- _AIM OF THE TASK_: Identify each line in the records below that contains the word "Write", and copy it.

- _PROVIDED RECORDS_:
--*--

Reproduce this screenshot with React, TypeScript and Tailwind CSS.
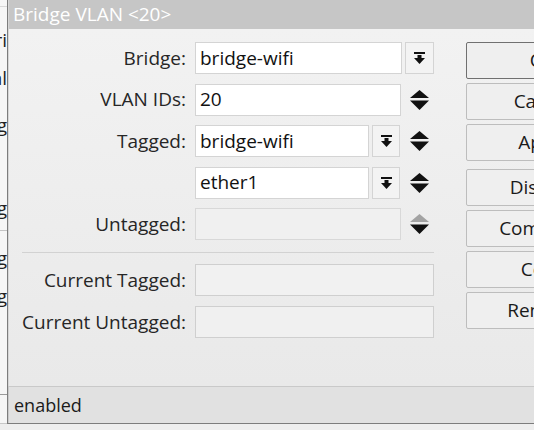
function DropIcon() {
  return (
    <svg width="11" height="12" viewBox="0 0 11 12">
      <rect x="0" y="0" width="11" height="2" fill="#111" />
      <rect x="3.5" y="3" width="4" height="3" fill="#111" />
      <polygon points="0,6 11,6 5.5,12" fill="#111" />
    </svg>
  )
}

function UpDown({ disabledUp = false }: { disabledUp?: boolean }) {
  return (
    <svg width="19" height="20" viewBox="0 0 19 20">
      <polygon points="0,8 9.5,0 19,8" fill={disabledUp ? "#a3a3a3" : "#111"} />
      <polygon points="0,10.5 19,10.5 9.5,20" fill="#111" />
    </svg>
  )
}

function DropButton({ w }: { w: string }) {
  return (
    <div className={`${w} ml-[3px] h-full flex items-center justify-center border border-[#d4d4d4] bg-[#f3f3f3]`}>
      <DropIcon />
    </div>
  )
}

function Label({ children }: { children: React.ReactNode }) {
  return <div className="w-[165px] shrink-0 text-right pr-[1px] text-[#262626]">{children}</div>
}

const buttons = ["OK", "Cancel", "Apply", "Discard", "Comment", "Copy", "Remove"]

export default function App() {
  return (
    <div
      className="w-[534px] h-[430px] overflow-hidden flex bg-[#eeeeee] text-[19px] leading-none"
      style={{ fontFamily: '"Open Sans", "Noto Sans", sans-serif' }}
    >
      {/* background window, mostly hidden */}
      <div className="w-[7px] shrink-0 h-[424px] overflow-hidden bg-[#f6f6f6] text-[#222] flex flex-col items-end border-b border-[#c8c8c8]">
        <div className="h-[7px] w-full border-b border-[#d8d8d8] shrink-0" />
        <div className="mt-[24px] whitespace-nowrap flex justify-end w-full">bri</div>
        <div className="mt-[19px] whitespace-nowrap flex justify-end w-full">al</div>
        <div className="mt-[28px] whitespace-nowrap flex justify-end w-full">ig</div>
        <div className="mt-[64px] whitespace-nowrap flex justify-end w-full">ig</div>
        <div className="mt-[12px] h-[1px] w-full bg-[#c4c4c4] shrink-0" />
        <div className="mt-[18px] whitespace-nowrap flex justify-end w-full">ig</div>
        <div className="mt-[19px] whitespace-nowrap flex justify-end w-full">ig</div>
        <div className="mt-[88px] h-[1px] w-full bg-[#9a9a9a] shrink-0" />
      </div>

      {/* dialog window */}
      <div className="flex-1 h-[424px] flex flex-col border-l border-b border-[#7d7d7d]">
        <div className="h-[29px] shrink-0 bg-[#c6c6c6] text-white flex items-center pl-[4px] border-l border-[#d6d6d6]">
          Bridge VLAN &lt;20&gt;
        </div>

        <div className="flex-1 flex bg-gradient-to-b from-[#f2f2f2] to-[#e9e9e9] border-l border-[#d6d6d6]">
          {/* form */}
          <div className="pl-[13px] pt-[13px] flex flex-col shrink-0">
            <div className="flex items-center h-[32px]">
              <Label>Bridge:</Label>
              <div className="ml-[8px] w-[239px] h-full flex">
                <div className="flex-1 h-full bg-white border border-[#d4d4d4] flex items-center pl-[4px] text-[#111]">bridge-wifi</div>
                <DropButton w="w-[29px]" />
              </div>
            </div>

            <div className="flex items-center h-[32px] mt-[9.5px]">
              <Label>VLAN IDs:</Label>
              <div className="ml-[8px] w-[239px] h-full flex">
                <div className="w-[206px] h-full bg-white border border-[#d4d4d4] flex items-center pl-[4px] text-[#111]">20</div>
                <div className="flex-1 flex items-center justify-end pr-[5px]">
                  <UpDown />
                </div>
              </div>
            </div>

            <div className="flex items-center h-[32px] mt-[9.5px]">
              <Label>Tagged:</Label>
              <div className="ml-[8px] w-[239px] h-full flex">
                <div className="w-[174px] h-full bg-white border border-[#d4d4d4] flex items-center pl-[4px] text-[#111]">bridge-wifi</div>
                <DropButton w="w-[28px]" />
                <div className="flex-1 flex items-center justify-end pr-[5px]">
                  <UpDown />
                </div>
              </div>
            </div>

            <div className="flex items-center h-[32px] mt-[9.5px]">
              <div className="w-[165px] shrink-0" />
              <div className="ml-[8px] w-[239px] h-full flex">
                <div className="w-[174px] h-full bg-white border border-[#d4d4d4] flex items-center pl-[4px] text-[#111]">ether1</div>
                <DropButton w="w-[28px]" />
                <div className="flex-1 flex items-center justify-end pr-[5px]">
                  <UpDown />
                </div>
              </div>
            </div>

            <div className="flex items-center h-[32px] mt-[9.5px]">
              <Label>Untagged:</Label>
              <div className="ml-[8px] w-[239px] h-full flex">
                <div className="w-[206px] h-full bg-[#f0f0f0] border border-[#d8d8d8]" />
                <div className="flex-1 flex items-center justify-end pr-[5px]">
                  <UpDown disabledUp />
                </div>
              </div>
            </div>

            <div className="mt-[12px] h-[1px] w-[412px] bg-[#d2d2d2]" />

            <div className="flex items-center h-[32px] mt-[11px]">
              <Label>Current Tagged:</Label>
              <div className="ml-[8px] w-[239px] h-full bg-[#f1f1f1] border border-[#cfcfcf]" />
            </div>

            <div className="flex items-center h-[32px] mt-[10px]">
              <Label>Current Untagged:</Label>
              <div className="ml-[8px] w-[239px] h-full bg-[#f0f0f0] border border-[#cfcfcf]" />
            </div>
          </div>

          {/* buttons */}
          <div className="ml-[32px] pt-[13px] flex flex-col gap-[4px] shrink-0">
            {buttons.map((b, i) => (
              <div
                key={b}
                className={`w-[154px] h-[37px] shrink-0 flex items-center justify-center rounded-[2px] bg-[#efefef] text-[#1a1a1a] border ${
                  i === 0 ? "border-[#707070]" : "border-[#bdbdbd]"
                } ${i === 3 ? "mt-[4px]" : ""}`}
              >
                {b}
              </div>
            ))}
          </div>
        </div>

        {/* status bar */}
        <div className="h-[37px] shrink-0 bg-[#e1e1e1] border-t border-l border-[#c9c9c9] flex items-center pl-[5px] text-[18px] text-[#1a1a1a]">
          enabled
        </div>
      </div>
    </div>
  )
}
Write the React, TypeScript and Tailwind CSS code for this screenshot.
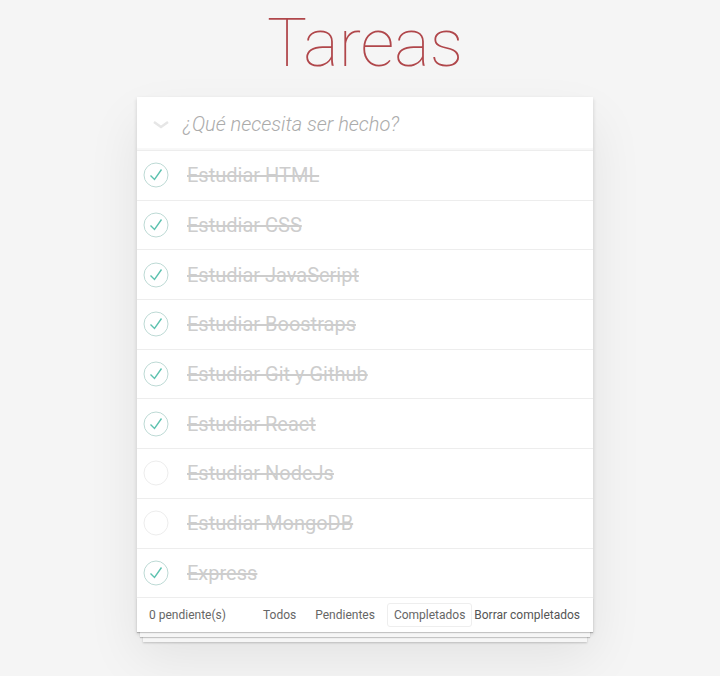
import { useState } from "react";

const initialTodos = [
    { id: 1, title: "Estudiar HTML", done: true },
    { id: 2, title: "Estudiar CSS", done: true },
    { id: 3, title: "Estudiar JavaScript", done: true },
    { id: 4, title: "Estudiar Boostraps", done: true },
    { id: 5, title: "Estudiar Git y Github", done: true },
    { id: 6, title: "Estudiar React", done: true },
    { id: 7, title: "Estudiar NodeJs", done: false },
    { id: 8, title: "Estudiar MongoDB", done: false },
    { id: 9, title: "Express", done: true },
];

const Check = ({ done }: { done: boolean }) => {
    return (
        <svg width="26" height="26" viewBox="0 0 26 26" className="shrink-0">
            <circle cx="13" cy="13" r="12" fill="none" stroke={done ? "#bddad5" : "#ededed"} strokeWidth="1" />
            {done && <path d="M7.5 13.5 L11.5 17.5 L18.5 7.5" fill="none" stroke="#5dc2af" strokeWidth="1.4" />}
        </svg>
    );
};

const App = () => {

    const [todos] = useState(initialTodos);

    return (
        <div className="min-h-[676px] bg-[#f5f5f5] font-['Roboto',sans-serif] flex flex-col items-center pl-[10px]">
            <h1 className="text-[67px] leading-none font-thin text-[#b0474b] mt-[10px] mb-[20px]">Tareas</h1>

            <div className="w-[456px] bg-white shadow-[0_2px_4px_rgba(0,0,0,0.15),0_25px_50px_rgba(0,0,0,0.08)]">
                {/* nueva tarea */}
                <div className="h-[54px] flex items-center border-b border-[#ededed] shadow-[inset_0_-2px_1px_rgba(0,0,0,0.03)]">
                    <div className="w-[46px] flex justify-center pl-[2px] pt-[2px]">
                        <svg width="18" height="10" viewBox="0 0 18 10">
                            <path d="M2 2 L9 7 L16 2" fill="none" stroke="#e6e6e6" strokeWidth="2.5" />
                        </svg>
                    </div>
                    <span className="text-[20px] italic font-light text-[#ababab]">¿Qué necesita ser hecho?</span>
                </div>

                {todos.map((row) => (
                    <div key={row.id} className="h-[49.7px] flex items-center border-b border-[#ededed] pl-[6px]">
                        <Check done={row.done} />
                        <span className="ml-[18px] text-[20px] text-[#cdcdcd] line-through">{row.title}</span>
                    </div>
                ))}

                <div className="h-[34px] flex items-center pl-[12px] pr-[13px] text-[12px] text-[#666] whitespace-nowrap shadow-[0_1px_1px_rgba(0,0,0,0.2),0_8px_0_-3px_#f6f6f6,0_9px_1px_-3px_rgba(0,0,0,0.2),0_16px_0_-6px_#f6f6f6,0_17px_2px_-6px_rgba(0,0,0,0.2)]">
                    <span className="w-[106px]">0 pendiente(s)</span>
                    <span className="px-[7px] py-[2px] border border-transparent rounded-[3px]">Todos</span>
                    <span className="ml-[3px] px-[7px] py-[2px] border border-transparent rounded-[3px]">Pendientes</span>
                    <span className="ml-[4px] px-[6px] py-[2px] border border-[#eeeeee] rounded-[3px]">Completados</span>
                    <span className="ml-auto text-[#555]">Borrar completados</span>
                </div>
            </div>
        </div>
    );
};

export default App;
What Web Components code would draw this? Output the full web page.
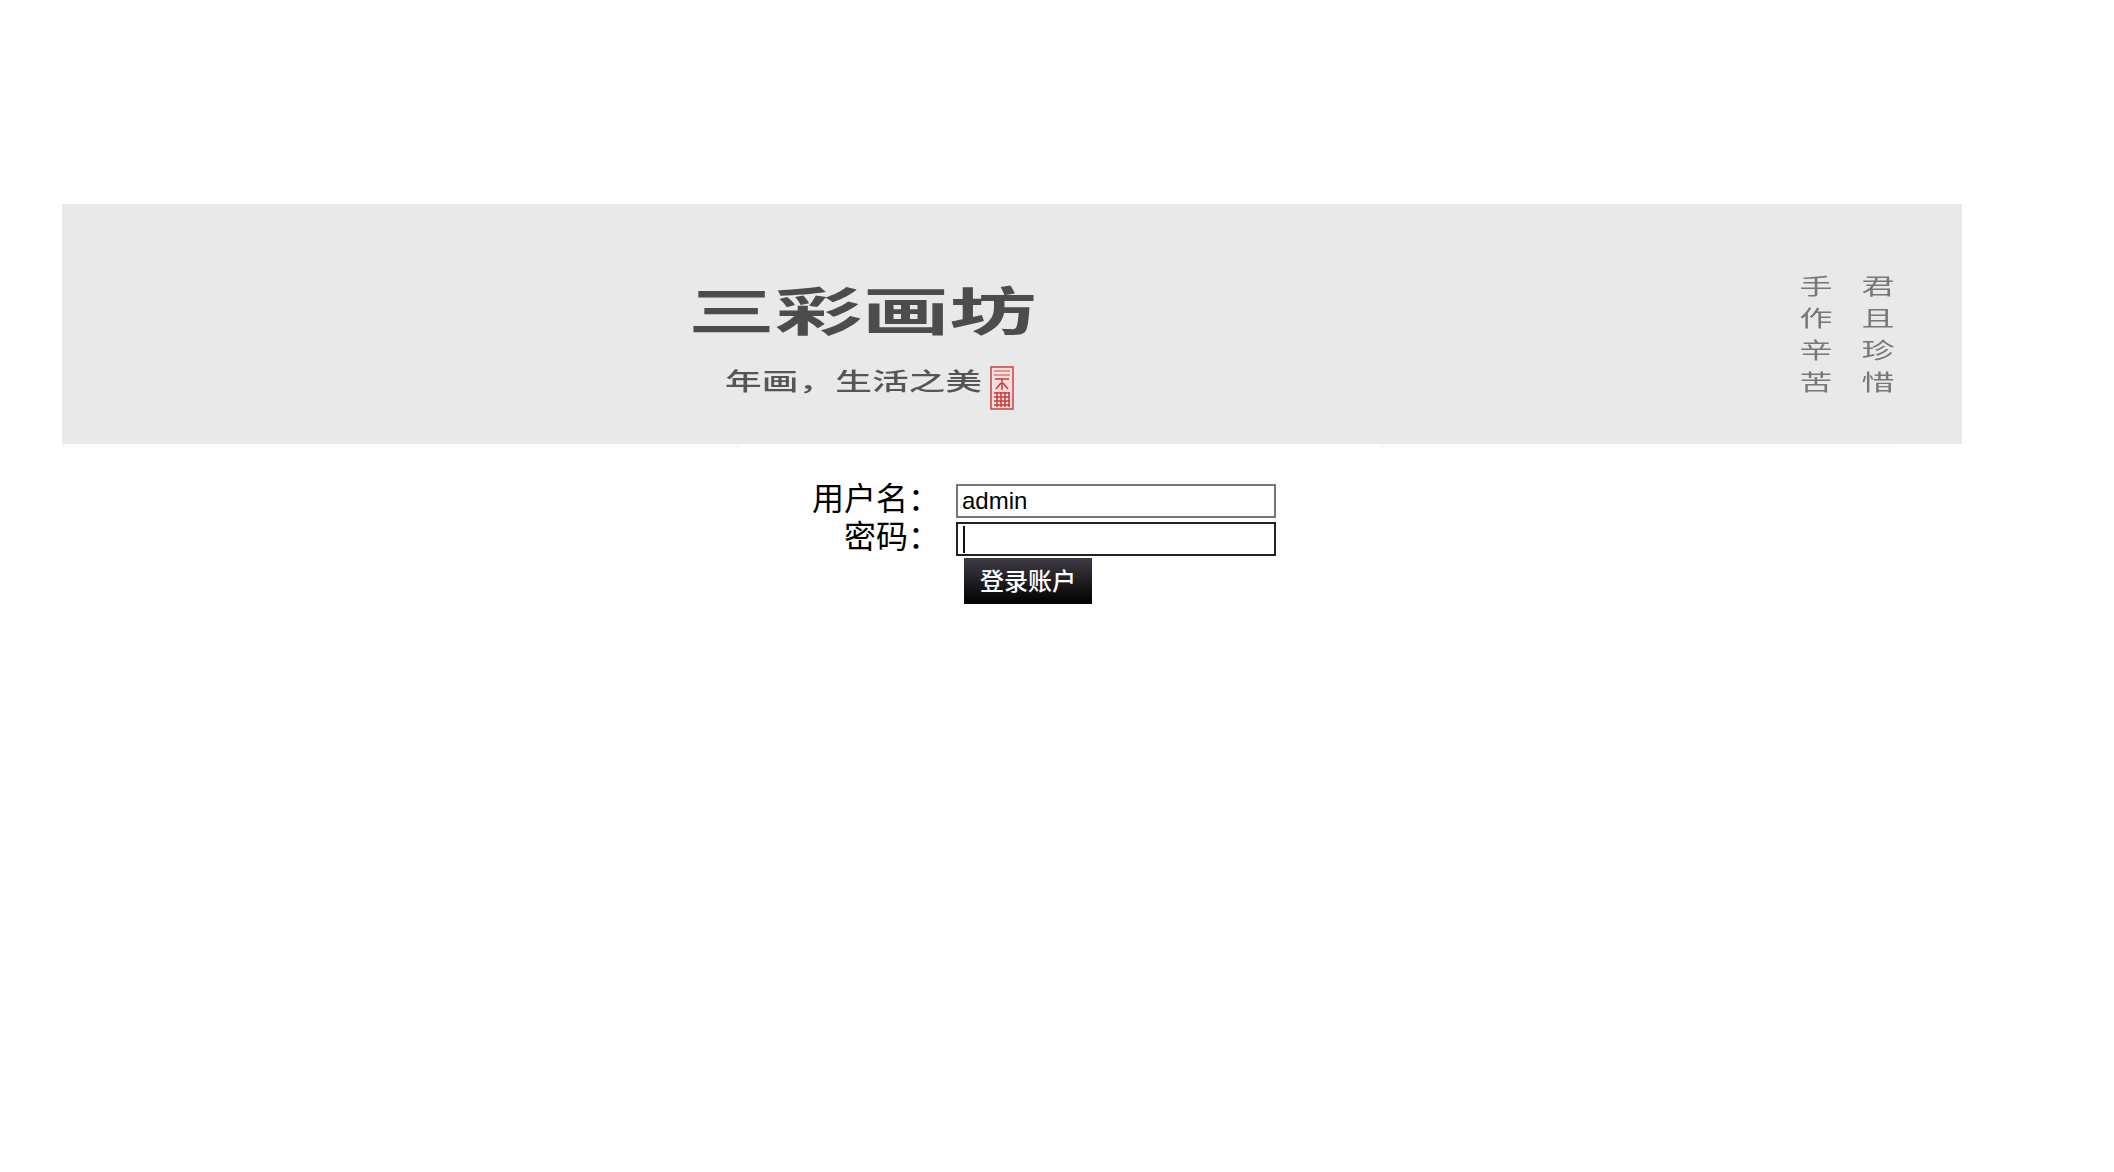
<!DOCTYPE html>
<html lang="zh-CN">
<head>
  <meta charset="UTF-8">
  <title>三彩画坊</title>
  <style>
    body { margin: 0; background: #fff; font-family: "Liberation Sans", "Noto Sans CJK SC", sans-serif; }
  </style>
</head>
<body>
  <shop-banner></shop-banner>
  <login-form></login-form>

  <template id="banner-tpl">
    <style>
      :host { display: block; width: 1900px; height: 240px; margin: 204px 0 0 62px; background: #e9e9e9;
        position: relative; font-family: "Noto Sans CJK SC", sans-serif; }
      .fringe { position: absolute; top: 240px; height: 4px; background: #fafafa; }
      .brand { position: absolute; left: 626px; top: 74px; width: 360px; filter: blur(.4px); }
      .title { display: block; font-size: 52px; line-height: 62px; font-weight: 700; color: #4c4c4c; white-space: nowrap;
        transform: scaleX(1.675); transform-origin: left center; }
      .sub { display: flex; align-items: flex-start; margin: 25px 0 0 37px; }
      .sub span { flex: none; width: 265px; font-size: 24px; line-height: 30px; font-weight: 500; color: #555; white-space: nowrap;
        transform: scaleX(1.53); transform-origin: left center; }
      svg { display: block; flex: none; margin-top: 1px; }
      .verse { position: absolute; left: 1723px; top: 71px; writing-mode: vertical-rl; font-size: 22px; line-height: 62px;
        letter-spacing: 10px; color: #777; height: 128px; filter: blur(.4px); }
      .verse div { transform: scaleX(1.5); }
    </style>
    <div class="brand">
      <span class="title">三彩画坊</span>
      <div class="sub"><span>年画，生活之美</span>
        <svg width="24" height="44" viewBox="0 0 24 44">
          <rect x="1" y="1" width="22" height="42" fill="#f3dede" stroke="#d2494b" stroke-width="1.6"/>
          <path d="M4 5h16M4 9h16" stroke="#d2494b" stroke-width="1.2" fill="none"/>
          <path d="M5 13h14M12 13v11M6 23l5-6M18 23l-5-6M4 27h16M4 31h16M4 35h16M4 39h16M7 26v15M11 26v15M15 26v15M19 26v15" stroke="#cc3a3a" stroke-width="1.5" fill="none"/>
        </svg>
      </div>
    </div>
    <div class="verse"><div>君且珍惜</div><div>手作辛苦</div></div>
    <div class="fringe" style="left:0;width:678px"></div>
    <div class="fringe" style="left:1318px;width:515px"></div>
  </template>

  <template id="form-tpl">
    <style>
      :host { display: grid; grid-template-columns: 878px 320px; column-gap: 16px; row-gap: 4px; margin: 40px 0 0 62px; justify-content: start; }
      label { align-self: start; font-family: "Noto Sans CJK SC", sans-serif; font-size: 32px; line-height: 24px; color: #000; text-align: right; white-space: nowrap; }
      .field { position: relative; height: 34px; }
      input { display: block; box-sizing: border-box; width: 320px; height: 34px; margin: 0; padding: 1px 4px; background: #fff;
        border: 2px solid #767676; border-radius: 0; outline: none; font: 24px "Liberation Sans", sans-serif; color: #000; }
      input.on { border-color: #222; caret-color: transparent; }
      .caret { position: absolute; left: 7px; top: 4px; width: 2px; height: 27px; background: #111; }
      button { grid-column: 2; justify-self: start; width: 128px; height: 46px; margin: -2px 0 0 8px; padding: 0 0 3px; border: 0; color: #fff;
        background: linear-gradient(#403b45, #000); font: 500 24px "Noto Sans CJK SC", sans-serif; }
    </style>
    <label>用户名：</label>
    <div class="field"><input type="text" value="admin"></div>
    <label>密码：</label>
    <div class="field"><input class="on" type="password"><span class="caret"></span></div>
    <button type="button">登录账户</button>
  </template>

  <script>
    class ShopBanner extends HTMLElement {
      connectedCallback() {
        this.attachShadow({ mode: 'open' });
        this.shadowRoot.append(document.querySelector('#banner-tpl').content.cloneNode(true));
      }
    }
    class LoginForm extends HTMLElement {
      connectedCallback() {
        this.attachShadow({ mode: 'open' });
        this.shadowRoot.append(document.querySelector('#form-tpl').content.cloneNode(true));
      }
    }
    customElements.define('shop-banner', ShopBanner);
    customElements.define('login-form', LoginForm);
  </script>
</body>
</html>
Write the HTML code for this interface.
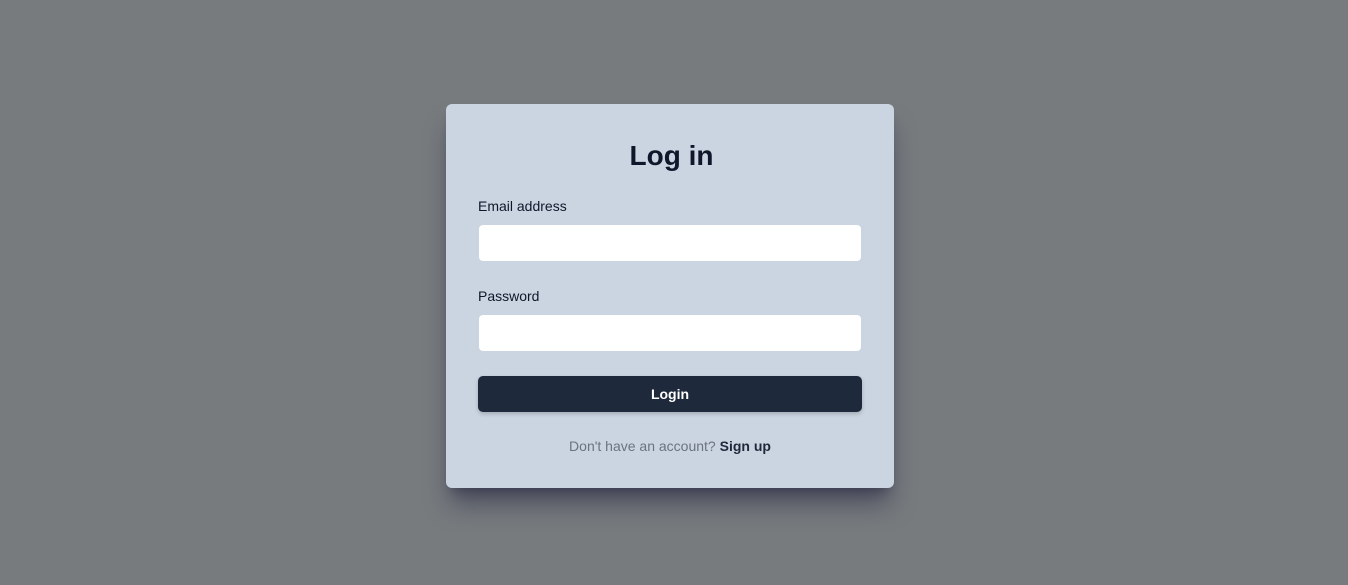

--*--

- _FINAL RESULT_:
Write the React, TypeScript and Tailwind CSS code for this screenshot.
Write the HTML code for this interface.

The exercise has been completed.